Du Live is the brand’s sponsorship programme for music and entertainment, through partnerships such as the Du Arena in Abu Dhabi and sponsorship of Dubai Opera. The company has an in-house sponsorship team that handles these relationships.

Another platform is Du Tuesdays. Du’s mobile subscribers can get two-for-one cinema tickets, and Juma says the campaign – now six years old – has noticeably changed consumer behaviour.

“When we started Du Tuesdays with cinemas, Tuesday was the lowest day of the week for watching a movie; who would go to the cinema on a Tuesday?” he says. “And now it ranks third, after the weekend.”

Two months after Juma joined Du, though, he had to pull “The man sitting next to you”, which had won two Lynxes for its portrayal of the worst people you could have as neighbours in the cinema (motto: use Du’s offer to take a bearable friend instead).

“I saw the ad and said it’s normal,” says Juma. “Some of my friends saw it and said it’s normal. Other people hated it. Mainly from the local communities, the Emiratis. They thought it was offensive. We heard them saying that and we respect their opinion. You don’t have to agree with some opinions, but you respect them.”

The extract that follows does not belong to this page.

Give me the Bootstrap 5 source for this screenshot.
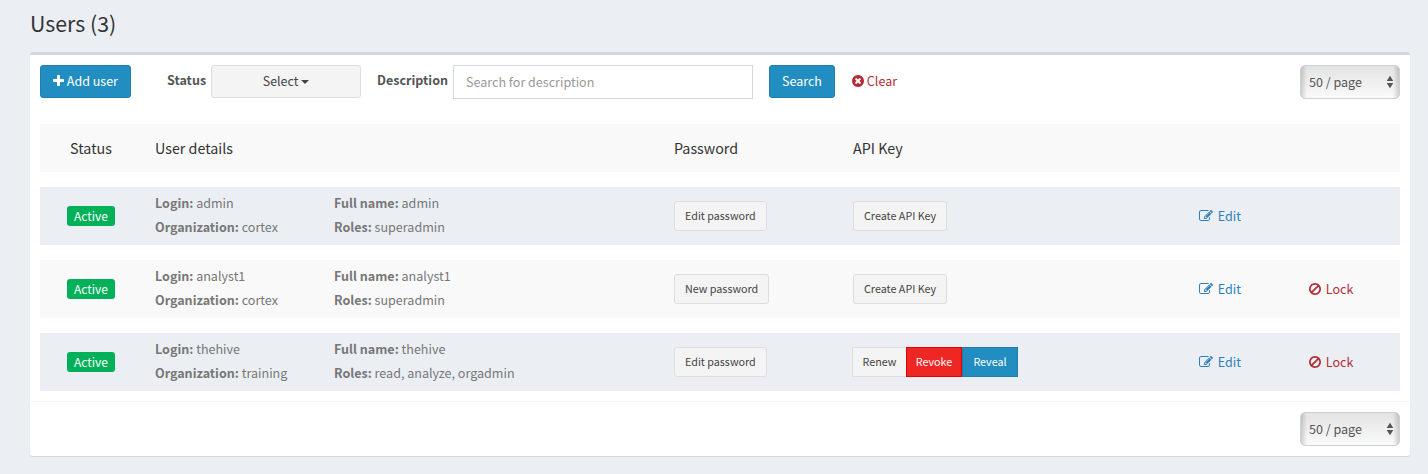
<!DOCTYPE html>
<html lang="en">
<head>
<meta charset="utf-8">
<meta name="viewport" content="width=device-width, initial-scale=1">
<title>Users</title>
<link href="https://cdn.jsdelivr.net/npm/bootstrap@5.3.0/dist/css/bootstrap.min.css" rel="stylesheet">
<style>
  body { background:#ebeff4; color:#333; font-family:"Noto Sans CJK SC",sans-serif; font-size:12.56px; line-height:20px; min-height:474px; overflow:hidden; }
  h1 { font-size:21.3px; line-height:26px; font-weight:400; padding-top:10px; margin-bottom:16px; }
  .page-wrap { padding:0 18px 0 30px; }
  .panel { background:#fff; border-top:3px solid #d2d6de; border-radius:3px; box-shadow:0 1px 1px rgba(0,0,0,.1); height:404px; }
  .panel-main { padding:10px; height:346px; }
  .panel-foot { border-top:1px solid #f4f4f4; padding:10px; }
  .toolbar { height:34px; margin-bottom:25px; }
  .btn { --bs-btn-font-size:12.5px; --bs-btn-line-height:20px; --bs-btn-padding-y:5px; --bs-btn-padding-x:12px; --bs-btn-border-radius:3px; height:33px; padding-bottom:7px; white-space:nowrap; }
  .btn-plain { --bs-btn-bg:#f4f4f4; --bs-btn-color:#444; --bs-btn-border-color:#ddd; }
  .btn-blue { --bs-btn-bg:#228dc0; --bs-btn-color:#fff; --bs-btn-border-color:#1f7fae; }
  .btn-red { --bs-btn-bg:#ee2624; --bs-btn-color:#fff; --bs-btn-border-color:#e80000; }
  .btn-mini { --bs-btn-font-size:10.75px; --bs-btn-line-height:18px; --bs-btn-padding-y:5px; --bs-btn-padding-x:10px; height:30px; padding-bottom:5px; }
  .add-btn { width:91px; margin-right:36px; }
  .find-btn { width:66px; }
  .lbl { font-weight:700; color:#555; line-height:30px; }
  .lbl-status { width:39px; }
  .lbl-desc { width:71px; }
  .status-pick { width:150px; margin-left:5px; margin-right:16px; }
  .caret { display:inline-block; border:4px solid transparent; border-top-color:#444; border-bottom:0; vertical-align:2px; }
  .search-input { width:300px; height:34px; margin-left:5px; margin-right:16px; border:1px solid #d2d6de; border-radius:0; padding:5px 12px 7px; font-size:12.56px; line-height:20px; }
  .search-input::placeholder { color:#999; opacity:1; }
  .clear-link { margin-left:16px; line-height:31px; }
  .clear-link .ico { margin-right:-1px; }
  .page-pick { width:100px; height:34px; border:1px solid #ccd0db; border-radius:5px; color:#555; padding:0 5px 0 8px;
    background:linear-gradient(90deg,rgba(0,0,0,.16),rgba(0,0,0,0) 6px,rgba(0,0,0,0) 92px,rgba(0,0,0,.16)),linear-gradient(#e3e3e3,#fafafa); }
  .user-grid { display:grid; grid-template-columns:115px 179px 340px 179px 346px 110px 1fr; align-items:center; height:58px; margin-bottom:15px; background:#f9f9f9; color:#777; line-height:24px; white-space:nowrap; }
  .user-grid.shade { background:#ebeff4; }
  .user-grid.grid-head { height:48px; color:#333; font-size:14.3px; }
  .facts { padding-bottom:2px; }
  .state { width:102px; text-align:center; }
  .pill { display:block; background:#00b159; color:#fff; border-radius:3px; width:48px; height:20px; font-size:12px; line-height:19px; margin:0 auto; }
  .ico { fill:currentColor; width:14px; height:14px; vertical-align:-2px; }
  .ico-plus { width:11px; }
  .ico-edit { margin-right:2px; }
  .ico-ban { margin-left:-1px; margin-right:1px; }
  .key-set { margin-left:-1px; }
  .key-set .btn { width:56px; padding-left:0; padding-right:0; }
  .key-set .btn:first-child { width:55px; margin-right:-1px; }
  .c-red { color:#b32d36; }
  .c-blue { color:#2a7fbf; }
</style>
</head>
<body>
<main class="container-fluid page-wrap">
  <h1>Users (3)</h1>
  <section class="panel">
    <div class="panel-main">
      <div class="toolbar d-flex align-items-start">
        <button class="btn btn-blue add-btn"><svg class="ico ico-plus" viewBox="192 128 1408 1536"><path d="M1600 736v192q0 40-28 68t-68 28h-416v416q0 40-28 68t-68 28h-192q-40 0-68-28t-28-68v-416h-416q-40 0-68-28t-28-68v-192q0-40 28-68t68-28h416v-416q0-40 28-68t68-28h192q40 0 68 28t28 68v416h416q40 0 68 28t28 68z"/></svg> Add user</button>
        <span class="lbl lbl-status">Status</span>
        <button class="btn btn-plain status-pick">Select <span class="caret"></span></button>
        <span class="lbl lbl-desc">Description</span>
        <input class="form-control search-input" placeholder="Search for description">
        <button class="btn btn-blue find-btn px-0">Search</button>
        <a class="c-red text-decoration-none clear-link"><svg class="ico" viewBox="0 0 1792 1792"><path d="M1277 1122q0-26-19-45l-181-181 181-181q19-19 19-45 0-27-19-46l-90-90q-19-19-46-19-26 0-45 19l-181 181-181-181q-19-19-45-19-27 0-46 19l-90 90q-19 19-19 46 0 26 19 45l181 181-181 181q-19 19-19 45 0 27 19 46l90 90q19 19 46 19 26 0 45-19l181-181 181 181q19 19 45 19 27 0 46-19l90-90q19-19 19-46zm387-226q0 209-103 385.5t-279.5 279.5-385.5 103-385.5-103-279.5-279.5-103-385.5 103-385.5 279.5-279.5 385.5-103 385.5 103 279.5 279.5 103 385.5z"/></svg> Clear</a>
        <div class="page-pick ms-auto d-flex align-items-center justify-content-between"><span>50 / page</span><svg width="8" height="14" viewBox="0 0 8 14" fill="#555"><path d="M.7 6 4 .8 7.3 6zM.7 8H7.3L4 13.2z"/></svg></div>
      </div>
      <div class="user-grid grid-head"><div class="state">Status</div><div>User details</div><div></div><div>Password</div><div>API Key</div></div>
      <div class="user-grid shade">
        <div class="state"><span class="pill">Active</span></div>
        <div class="facts"><b>Login:</b> admin<br><b>Organization:</b> cortex</div>
        <div class="facts"><b>Full name:</b> admin<br><b>Roles:</b> superadmin</div>
        <div><button class="btn btn-plain btn-mini">Edit password</button></div>
        <div><button class="btn btn-plain btn-mini">Create API Key</button></div>
        <div class="c-blue"><svg class="ico ico-edit" viewBox="0 0 1792 1792"><use href="#edit"/></svg> Edit</div>
      </div>
      <div class="user-grid">
        <div class="state"><span class="pill">Active</span></div>
        <div class="facts"><b>Login:</b> analyst1<br><b>Organization:</b> cortex</div>
        <div class="facts"><b>Full name:</b> analyst1<br><b>Roles:</b> superadmin</div>
        <div><button class="btn btn-plain btn-mini">New password</button></div>
        <div><button class="btn btn-plain btn-mini">Create API Key</button></div>
        <div class="c-blue"><svg class="ico ico-edit" viewBox="0 0 1792 1792"><use href="#edit"/></svg> Edit</div>
        <div class="c-red"><svg class="ico ico-ban" viewBox="0 0 1792 1792"><use href="#ban"/></svg> Lock</div>
      </div>
      <div class="user-grid shade mb-0">
        <div class="state"><span class="pill">Active</span></div>
        <div class="facts"><b>Login:</b> thehive<br><b>Organization:</b> training</div>
        <div class="facts"><b>Full name:</b> thehive<br><b>Roles:</b> read, analyze, orgadmin</div>
        <div><button class="btn btn-plain btn-mini">Edit password</button></div>
        <div class="d-flex key-set"><button class="btn btn-plain btn-mini rounded-0">Renew</button><button class="btn btn-red btn-mini rounded-0">Revoke</button><button class="btn btn-blue btn-mini rounded-0">Reveal</button></div>
        <div class="c-blue"><svg class="ico ico-edit" viewBox="0 0 1792 1792"><use href="#edit"/></svg> Edit</div>
        <div class="c-red"><svg class="ico ico-ban" viewBox="0 0 1792 1792"><use href="#ban"/></svg> Lock</div>
      </div>
    </div>
    <div class="panel-foot">
      <div class="page-pick ms-auto d-flex align-items-center justify-content-between"><span>50 / page</span><svg width="8" height="14" viewBox="0 0 8 14" fill="#555"><path d="M.7 6 4 .8 7.3 6zM.7 8H7.3L4 13.2z"/></svg></div>
    </div>
  </section>
</main>
<svg class="d-none"><defs>
  <path id="edit" d="M888 1184l116-116-152-152-116 116v56h96v96h56zm440-720q-16-16-33 1l-350 350q-17 17-1 33t33-1l350-350q17-17 1-33zm80 594v190q0 119-84.5 203.5t-203.5 84.5h-832q-119 0-203.5-84.5t-84.5-203.5v-832q0-119 84.5-203.5t203.5-84.5h832q63 0 117 25 15 7 18 23 3 17-9 29l-49 49q-14 14-32 8-23-6-45-6h-832q-66 0-113 47t-47 113v832q0 66 47 113t113 47h832q66 0 113-47t47-113v-126q0-13 9-22l64-64q15-15 35-7t20 29zm-96-738l288 288-672 672h-288v-288zm444 132l-92 92-288-288 92-92q28-28 68-28t68 28l152 152q28 28 28 68t-28 68z"/>
  <path id="ban" d="M1440 893q0-161-87-295l-754 753q137 89 297 89 111 0 211.5-43.5t173.5-116.5 116-174.5 43-212.5zm-999 299l755-754q-135-91-300-91-148 0-273 73t-198 199-73 274q0 162 89 299zm1223-299q0 157-61 300t-163.5 246-245 164-298.5 61-298.5-61-245-164-163.5-246-61-300 61-299.5 163.5-245.5 245-164 298.5-61 298.5 61 245 164 163.5 245.5 61 299.5z"/>
</defs></svg>
<script src="https://cdn.jsdelivr.net/npm/bootstrap@5.3.0/dist/js/bootstrap.bundle.min.js"></script>
</body>
</html>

Pulling the ad didn’t harm its traction, though. “I’m a marketer,” says Juma. “And any conversation is a good thing.”

Sure enough, 600,000 people had seen the ad before it was pulled. After it was taken off air, online views soared to 3.6 million.

At the time, critics within the industry said that while the ad was beautifully crafted (by production house Good People), it might discourage people from going to the cinema. But Juma is unrepentant.

“Isn’t that what we do with Post Wisely, when we discourage people from using more data? I think we are consistent,” he jokes. Then, on a more serious note, he adds: “You can’t decide to play the role of an advisor and then advise people on things that are in your benefit only. You have to be fair in giving them advice.”

That strategy has worked well for Du so far.